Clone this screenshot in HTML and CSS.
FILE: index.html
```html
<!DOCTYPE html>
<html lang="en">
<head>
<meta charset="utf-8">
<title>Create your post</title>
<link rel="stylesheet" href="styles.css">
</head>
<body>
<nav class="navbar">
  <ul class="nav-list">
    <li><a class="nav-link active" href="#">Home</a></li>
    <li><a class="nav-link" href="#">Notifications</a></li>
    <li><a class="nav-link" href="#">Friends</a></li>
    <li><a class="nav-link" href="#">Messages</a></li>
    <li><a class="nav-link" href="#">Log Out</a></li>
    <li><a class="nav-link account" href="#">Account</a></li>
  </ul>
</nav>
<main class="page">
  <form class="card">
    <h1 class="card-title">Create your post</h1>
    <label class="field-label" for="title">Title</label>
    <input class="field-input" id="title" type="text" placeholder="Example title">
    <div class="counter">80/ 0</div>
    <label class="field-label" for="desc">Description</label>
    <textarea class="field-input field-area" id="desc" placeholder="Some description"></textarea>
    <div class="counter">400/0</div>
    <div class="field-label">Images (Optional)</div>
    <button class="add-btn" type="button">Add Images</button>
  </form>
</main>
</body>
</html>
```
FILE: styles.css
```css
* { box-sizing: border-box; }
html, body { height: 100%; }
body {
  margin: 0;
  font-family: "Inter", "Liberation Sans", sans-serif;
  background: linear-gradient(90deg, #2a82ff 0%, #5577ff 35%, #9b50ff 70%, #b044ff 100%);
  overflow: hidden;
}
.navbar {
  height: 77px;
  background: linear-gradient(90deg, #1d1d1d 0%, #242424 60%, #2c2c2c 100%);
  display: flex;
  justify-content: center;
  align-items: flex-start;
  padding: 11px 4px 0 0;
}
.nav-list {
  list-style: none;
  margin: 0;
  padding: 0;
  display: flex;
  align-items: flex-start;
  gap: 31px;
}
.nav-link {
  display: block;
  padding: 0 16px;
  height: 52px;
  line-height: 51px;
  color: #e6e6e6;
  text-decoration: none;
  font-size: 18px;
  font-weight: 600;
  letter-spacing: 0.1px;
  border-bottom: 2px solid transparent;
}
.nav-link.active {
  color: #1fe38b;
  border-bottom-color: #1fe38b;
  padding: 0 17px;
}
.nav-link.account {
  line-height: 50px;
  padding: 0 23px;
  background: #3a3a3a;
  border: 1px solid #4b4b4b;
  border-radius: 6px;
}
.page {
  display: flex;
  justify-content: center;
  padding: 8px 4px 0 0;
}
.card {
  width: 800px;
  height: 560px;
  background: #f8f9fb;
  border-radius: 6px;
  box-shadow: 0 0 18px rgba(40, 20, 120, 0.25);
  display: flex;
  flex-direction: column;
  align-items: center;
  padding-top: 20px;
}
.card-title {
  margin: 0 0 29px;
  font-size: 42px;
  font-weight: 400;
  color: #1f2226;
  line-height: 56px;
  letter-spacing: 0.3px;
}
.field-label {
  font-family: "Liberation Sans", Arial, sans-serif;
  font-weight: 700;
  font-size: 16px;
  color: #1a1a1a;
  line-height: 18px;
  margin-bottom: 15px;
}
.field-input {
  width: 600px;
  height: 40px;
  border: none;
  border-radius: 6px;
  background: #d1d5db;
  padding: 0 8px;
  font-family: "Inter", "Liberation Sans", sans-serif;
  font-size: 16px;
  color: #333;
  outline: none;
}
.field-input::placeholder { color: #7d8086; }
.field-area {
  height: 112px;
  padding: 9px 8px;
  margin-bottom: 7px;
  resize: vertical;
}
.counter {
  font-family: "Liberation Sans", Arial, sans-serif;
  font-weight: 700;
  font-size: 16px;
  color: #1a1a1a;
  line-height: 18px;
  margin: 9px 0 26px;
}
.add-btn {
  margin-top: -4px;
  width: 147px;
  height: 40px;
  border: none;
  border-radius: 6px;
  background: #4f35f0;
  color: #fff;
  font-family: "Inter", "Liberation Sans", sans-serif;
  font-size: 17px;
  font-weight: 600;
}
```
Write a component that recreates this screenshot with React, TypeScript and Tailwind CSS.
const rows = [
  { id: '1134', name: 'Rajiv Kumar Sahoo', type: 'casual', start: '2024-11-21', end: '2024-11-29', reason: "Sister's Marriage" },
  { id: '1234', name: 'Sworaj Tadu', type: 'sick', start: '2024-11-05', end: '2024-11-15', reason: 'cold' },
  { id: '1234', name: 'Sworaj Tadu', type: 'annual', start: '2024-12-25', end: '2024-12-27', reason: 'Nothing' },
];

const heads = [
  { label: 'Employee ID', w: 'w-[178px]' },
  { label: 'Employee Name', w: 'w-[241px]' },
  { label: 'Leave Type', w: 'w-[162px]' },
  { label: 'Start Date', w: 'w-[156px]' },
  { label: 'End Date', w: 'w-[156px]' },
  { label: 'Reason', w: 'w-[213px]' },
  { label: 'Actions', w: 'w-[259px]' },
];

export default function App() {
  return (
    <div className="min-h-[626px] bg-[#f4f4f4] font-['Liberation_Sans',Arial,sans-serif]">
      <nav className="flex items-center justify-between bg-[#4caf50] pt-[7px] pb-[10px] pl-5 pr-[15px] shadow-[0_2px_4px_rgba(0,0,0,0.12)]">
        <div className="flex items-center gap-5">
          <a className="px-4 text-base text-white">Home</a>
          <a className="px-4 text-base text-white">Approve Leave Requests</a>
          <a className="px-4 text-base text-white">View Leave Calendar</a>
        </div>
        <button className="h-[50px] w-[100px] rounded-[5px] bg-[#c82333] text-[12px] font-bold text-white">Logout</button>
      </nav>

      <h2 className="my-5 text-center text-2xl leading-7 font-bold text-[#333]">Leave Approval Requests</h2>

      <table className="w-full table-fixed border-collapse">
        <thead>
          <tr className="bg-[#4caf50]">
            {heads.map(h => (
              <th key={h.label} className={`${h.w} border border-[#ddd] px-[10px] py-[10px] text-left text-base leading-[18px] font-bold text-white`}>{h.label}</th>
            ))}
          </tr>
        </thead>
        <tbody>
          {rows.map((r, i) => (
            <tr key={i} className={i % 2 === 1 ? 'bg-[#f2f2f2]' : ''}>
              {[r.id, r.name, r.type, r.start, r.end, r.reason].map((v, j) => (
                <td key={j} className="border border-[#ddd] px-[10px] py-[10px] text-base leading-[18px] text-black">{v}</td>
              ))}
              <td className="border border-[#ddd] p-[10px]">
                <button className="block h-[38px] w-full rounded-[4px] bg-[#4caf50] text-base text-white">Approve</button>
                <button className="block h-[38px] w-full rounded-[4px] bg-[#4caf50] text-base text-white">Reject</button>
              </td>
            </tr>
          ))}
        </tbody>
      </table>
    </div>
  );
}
-=-=-=-=-
◆ WHAT YOU HAVE TO DO: Extract all the entries word for word.

◆ EXERCISE OUTPUT:
Clone this screenshot in HTML and CSS.
FILE: index.html
```html
<!DOCTYPE html>
<html lang="en">
<head>
<meta charset="utf-8">
<title>Create your post</title>
<link rel="stylesheet" href="styles.css">
</head>
<body>
<nav class="navbar">
  <ul class="nav-list">
    <li><a class="nav-link active" href="#">Home</a></li>
    <li><a class="nav-link" href="#">Notifications</a></li>
    <li><a class="nav-link" href="#">Friends</a></li>
    <li><a class="nav-link" href="#">Messages</a></li>
    <li><a class="nav-link" href="#">Log Out</a></li>
    <li><a class="nav-link account" href="#">Account</a></li>
  </ul>
</nav>
<main class="page">
  <form class="card">
    <h1 class="card-title">Create your post</h1>
    <label class="field-label" for="title">Title</label>
    <input class="field-input" id="title" type="text" placeholder="Example title">
    <div class="counter">80/ 0</div>
    <label class="field-label" for="desc">Description</label>
    <textarea class="field-input field-area" id="desc" placeholder="Some description"></textarea>
    <div class="counter">400/0</div>
    <div class="field-label">Images (Optional)</div>
    <button class="add-btn" type="button">Add Images</button>
  </form>
</main>
</body>
</html>
```
FILE: styles.css
```css
* { box-sizing: border-box; }
html, body { height: 100%; }
body {
  margin: 0;
  font-family: "Inter", "Liberation Sans", sans-serif;
  background: linear-gradient(90deg, #2a82ff 0%, #5577ff 35%, #9b50ff 70%, #b044ff 100%);
  overflow: hidden;
}
.navbar {
  height: 77px;
  background: linear-gradient(90deg, #1d1d1d 0%, #242424 60%, #2c2c2c 100%);
  display: flex;
  justify-content: center;
  align-items: flex-start;
  padding: 11px 4px 0 0;
}
.nav-list {
  list-style: none;
  margin: 0;
  padding: 0;
  display: flex;
  align-items: flex-start;
  gap: 31px;
}
.nav-link {
  display: block;
  padding: 0 16px;
  height: 52px;
  line-height: 51px;
  color: #e6e6e6;
  text-decoration: none;
  font-size: 18px;
  font-weight: 600;
  letter-spacing: 0.1px;
  border-bottom: 2px solid transparent;
}
.nav-link.active {
  color: #1fe38b;
  border-bottom-color: #1fe38b;
  padding: 0 17px;
}
.nav-link.account {
  line-height: 50px;
  padding: 0 23px;
  background: #3a3a3a;
  border: 1px solid #4b4b4b;
  border-radius: 6px;
}
.page {
  display: flex;
  justify-content: center;
  padding: 8px 4px 0 0;
}
.card {
  width: 800px;
  height: 560px;
  background: #f8f9fb;
  border-radius: 6px;
  box-shadow: 0 0 18px rgba(40, 20, 120, 0.25);
  display: flex;
  flex-direction: column;
  align-items: center;
  padding-top: 20px;
}
.card-title {
  margin: 0 0 29px;
  font-size: 42px;
  font-weight: 400;
  color: #1f2226;
  line-height: 56px;
  letter-spacing: 0.3px;
}
.field-label {
  font-family: "Liberation Sans", Arial, sans-serif;
  font-weight: 700;
  font-size: 16px;
  color: #1a1a1a;
  line-height: 18px;
  margin-bottom: 15px;
}
.field-input {
  width: 600px;
  height: 40px;
  border: none;
  border-radius: 6px;
  background: #d1d5db;
  padding: 0 8px;
  font-family: "Inter", "Liberation Sans", sans-serif;
  font-size: 16px;
  color: #333;
  outline: none;
}
.field-input::placeholder { color: #7d8086; }
.field-area {
  height: 112px;
  padding: 9px 8px;
  margin-bottom: 7px;
  resize: vertical;
}
.counter {
  font-family: "Liberation Sans", Arial, sans-serif;
  font-weight: 700;
  font-size: 16px;
  color: #1a1a1a;
  line-height: 18px;
  margin: 9px 0 26px;
}
.add-btn {
  margin-top: -4px;
  width: 147px;
  height: 40px;
  border: none;
  border-radius: 6px;
  background: #4f35f0;
  color: #fff;
  font-family: "Inter", "Liberation Sans", sans-serif;
  font-size: 17px;
  font-weight: 600;
}
```
Write a component that recreates this screenshot with React, TypeScript and Tailwind CSS.
const rows = [
  { id: '1134', name: 'Rajiv Kumar Sahoo', type: 'casual', start: '2024-11-21', end: '2024-11-29', reason: "Sister's Marriage" },
  { id: '1234', name: 'Sworaj Tadu', type: 'sick', start: '2024-11-05', end: '2024-11-15', reason: 'cold' },
  { id: '1234', name: 'Sworaj Tadu', type: 'annual', start: '2024-12-25', end: '2024-12-27', reason: 'Nothing' },
];

const heads = [
  { label: 'Employee ID', w: 'w-[178px]' },
  { label: 'Employee Name', w: 'w-[241px]' },
  { label: 'Leave Type', w: 'w-[162px]' },
  { label: 'Start Date', w: 'w-[156px]' },
  { label: 'End Date', w: 'w-[156px]' },
  { label: 'Reason', w: 'w-[213px]' },
  { label: 'Actions', w: 'w-[259px]' },
];

export default function App() {
  return (
    <div className="min-h-[626px] bg-[#f4f4f4] font-['Liberation_Sans',Arial,sans-serif]">
      <nav className="flex items-center justify-between bg-[#4caf50] pt-[7px] pb-[10px] pl-5 pr-[15px] shadow-[0_2px_4px_rgba(0,0,0,0.12)]">
        <div className="flex items-center gap-5">
          <a className="px-4 text-base text-white">Home</a>
          <a className="px-4 text-base text-white">Approve Leave Requests</a>
          <a className="px-4 text-base text-white">View Leave Calendar</a>
        </div>
        <button className="h-[50px] w-[100px] rounded-[5px] bg-[#c82333] text-[12px] font-bold text-white">Logout</button>
      </nav>

      <h2 className="my-5 text-center text-2xl leading-7 font-bold text-[#333]">Leave Approval Requests</h2>

      <table className="w-full table-fixed border-collapse">
        <thead>
          <tr className="bg-[#4caf50]">
            {heads.map(h => (
              <th key={h.label} className={`${h.w} border border-[#ddd] px-[10px] py-[10px] text-left text-base leading-[18px] font-bold text-white`}>{h.label}</th>
            ))}
          </tr>
        </thead>
        <tbody>
          {rows.map((r, i) => (
            <tr key={i} className={i % 2 === 1 ? 'bg-[#f2f2f2]' : ''}>
              {[r.id, r.name, r.type, r.start, r.end, r.reason].map((v, j) => (
                <td key={j} className="border border-[#ddd] px-[10px] py-[10px] text-base leading-[18px] text-black">{v}</td>
              ))}
              <td className="border border-[#ddd] p-[10px]">
                <button className="block h-[38px] w-full rounded-[4px] bg-[#4caf50] text-base text-white">Approve</button>
                <button className="block h-[38px] w-full rounded-[4px] bg-[#4caf50] text-base text-white">Reject</button>
              </td>
            </tr>
          ))}
        </tbody>
      </table>
    </div>
  );
}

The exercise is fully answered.